I think that everything that happens to us in this life has the potential to affect our lives better or worse depending on what we take from them. Mistakes and difficulties when viewed as learning experiences have the potential to make us better people. It sounds like the issues that you lived through, although more extreme than most, made a good person both better and wiser. I wish you the best my friend.
Thx Dom!
I have read them all in one sitting…I hope some day you do consider publishing because you have a gift of telling it like it is, and yet the reader is so pulled in, we can`t stop. I have not read much in a long time since I`m so addicted to writing I spend so much time doing jus that. But your writing is truly good, Trey. It is an honour and humbling reading your “real” stories. Thank you, Oliana
Thank you very much. Writing is very fun and a nice place to visit. Oliana? What a pretty name…. Thx again!
Oliana is a nom de plume actually, with the first 3 letters of my two children’s names in it. I like it too:)

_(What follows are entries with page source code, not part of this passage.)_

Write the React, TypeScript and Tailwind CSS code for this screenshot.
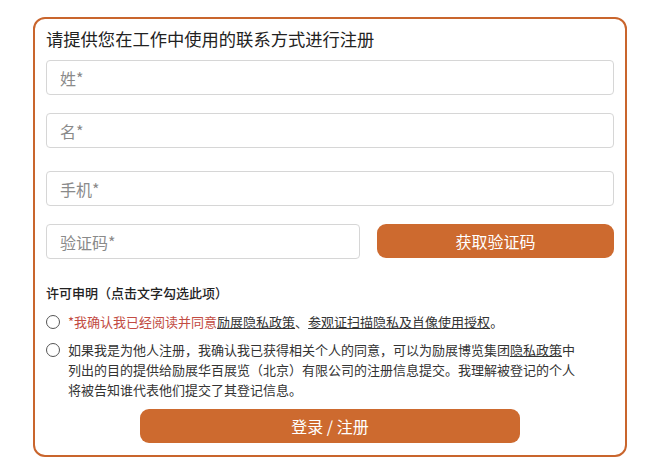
import React from "react";

const font = { fontFamily: '"Noto Sans CJK SC", "Noto Sans", sans-serif' };

function Field({ placeholder, className = "" }: { placeholder: string; className?: string }) {
  return (
    <input
      placeholder={placeholder}
      className={`h-[35px] w-full rounded-[4px] border border-[#d6d6d6] bg-white px-[13px] text-[16px] text-[#333] placeholder:text-[#8a8a8a] outline-none ${className}`}
    />
  );
}

function Radio() {
  return <span className="mt-[3px] block h-[14px] w-[14px] shrink-0 rounded-full border border-[#555]" />;
}

export default function App() {
  return (
    <div className="min-h-[467px] w-[650px] bg-white pl-[33px] pt-[17px]" style={font}>
      <div className="h-[440px] w-[594px] rounded-[12px] border-2 border-[#c9652d] px-[11px] pt-[8px]">
        <h1 className="text-[17.3px] leading-[24px] text-[#222]">请提供您在工作中使用的联系方式进行注册</h1>
        <div className="mt-[9px] flex flex-col">
          <Field placeholder="姓*" />
          <Field placeholder="名*" className="mt-[18px]" />
          <Field placeholder="手机*" className="mt-[23px]" />
          <div className="mt-[18px] flex gap-[17px]">
            <div className="w-[314px]">
              <Field placeholder="验证码*" />
            </div>
            <button className="h-[34px] flex-1 rounded-[9px] bg-[#cd6a2f] text-[16px] text-white">获取验证码</button>
          </div>
        </div>
        <p className="mt-[24px] text-[13px] font-medium leading-[20px] text-[#222]">许可申明（点击文字勾选此项）</p>
        <div className="mt-[9px] flex gap-[8px] text-[13px] leading-[20px]">
          <Radio />
          <p className="text-[#333]">
            <span className="text-[#c24b42]">*我确认我已经阅读并同意</span>
            <span className="underline">励展隐私政策</span>、<span className="underline">参观证扫描隐私及肖像使用授权</span>。
          </p>
        </div>
        <div className="mt-[8px] flex gap-[8px] text-[13px] leading-[20px]">
          <Radio />
          <p className="whitespace-nowrap text-[#333]">
            如果我是为他人注册，我确认我已获得相关个人的同意，可以为励展博览集团<span className="underline">隐私政策</span>中
            <br />
            列出的目的提供给励展华百展览（北京）有限公司的注册信息提交。我理解被登记的个人
            <br />
            将被告知谁代表他们提交了其登记信息。
          </p>
        </div>
        <div className="mt-[9px] flex justify-center">
          <button className="h-[34px] w-[380px] rounded-[9px] bg-[#cd6a2f] text-[16px] text-white">登录 / 注册</button>
        </div>
      </div>
    </div>
  );
}
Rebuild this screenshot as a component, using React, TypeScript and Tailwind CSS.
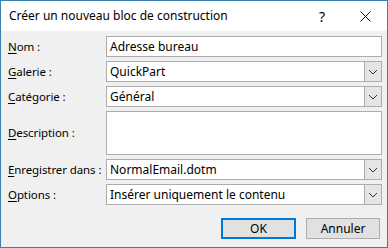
import React from "react";

const font = { fontFamily: '"Noto Sans", "Open Sans", Arial, sans-serif' };

function Label({ first, rest }: { first: string; rest: string }) {
  return (
    <div className="w-[98px] shrink-0 whitespace-nowrap text-[11.5px] tracking-[-0.1px] text-black leading-none">
      <span className="underline underline-offset-2">{first}</span>
      {rest}
    </div>
  );
}

function Chevron() {
  return (
    <svg width="10" height="6" viewBox="0 0 10 6" fill="none">
      <path d="M1 1 L5 5 L9 1" stroke="#333" strokeWidth="1" />
    </svg>
  );
}

function Select({ value }: { value: string }) {
  return (
    <div className="flex-1 h-[21px] flex border border-[#acacac] bg-white">
      <div className="flex-1 flex items-center pl-[3px] text-[12px] text-black">{value}</div>
      <div className="w-[17px] flex items-center justify-center bg-[#e5e5e5] border-l border-[#acacac]">
        <Chevron />
      </div>
    </div>
  );
}

export default function App() {
  return (
    <div
      className="w-[388px] h-[248px] border border-[#3b7fae] bg-[#f0f0f0] flex flex-col"
      style={font}
    >
      <div className="h-[30px] bg-white flex items-center pl-[8px] text-[12px] text-black">
        <span className="flex-1">Créer un nouveau bloc de construction</span>
        <span className="w-[20px] text-[14px] text-center mr-[28px]">?</span>
        <svg width="11" height="11" viewBox="0 0 11 11" className="mr-[16px]">
          <path d="M0.5 0.5 L10.5 10.5 M10.5 0.5 L0.5 10.5" stroke="#111" strokeWidth="1" />
        </svg>
      </div>

      <div className="flex-1 flex flex-col pt-[5px] pl-[7px] pr-[5px]">
        <div className="flex items-center">
          <Label first="N" rest="om :" />
          <div className="flex-1 h-[21px] flex items-center border border-[#acacac] bg-white pl-[3px] text-[12px] text-black">
            Adresse bureau
          </div>
        </div>
        <div className="flex items-center mt-[4px]">
          <Label first="G" rest="alerie :" />
          <Select value="QuickPart" />
        </div>
        <div className="flex items-center mt-[4px]">
          <Label first="C" rest="atégorie :" />
          <Select value="Général" />
        </div>
        <div className="flex items-center mt-[4px]">
          <Label first="D" rest="escription :" />
          <div className="flex-1 h-[44px] border border-[#acacac] bg-white" />
        </div>
        <div className="flex items-center mt-[4px]">
          <Label first="E" rest="nregistrer dans :" />
          <Select value="NormalEmail.dotm" />
        </div>
        <div className="flex items-center mt-[4px]">
          <Label first="O" rest="ptions :" />
          <Select value="Insérer uniquement le contenu" />
        </div>

        <div className="flex justify-end gap-[10px] mt-[13px] pr-[2px]">
          <button className="w-[75px] h-[21px] border-2 border-[#0078d7] bg-[#e1e1e1] text-[12px] text-black flex items-center justify-center">
            OK
          </button>
          <button className="w-[74px] h-[21px] border border-[#adadad] bg-[#e1e1e1] text-[12px] text-black flex items-center justify-center">
            Annuler
          </button>
        </div>
      </div>
    </div>
  );
}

Clever. I’m not that witty. My entire blog is…. Me. Might not be the smartest thing to do and I may not like my identity to be stolen right as I’ve gotten it back. But, if they do steal it I deny responsibility for the outcome
I do have 3 other blogs under my real name but this one I can just be me…I do media for work and work on a national help line so I prefer to keep this one separate. I sort of still would like to use Oliana Kim, Oli for my son and Ana for my daughter and Kim for my sister. So it kind of makes it special to me.
One of me is enough… for now. Lots of work to keep it up.
I know what you mean about the reading to writing ratio…. I’m glad I’m not alone in that. Thx, a lot! You’re making me blush!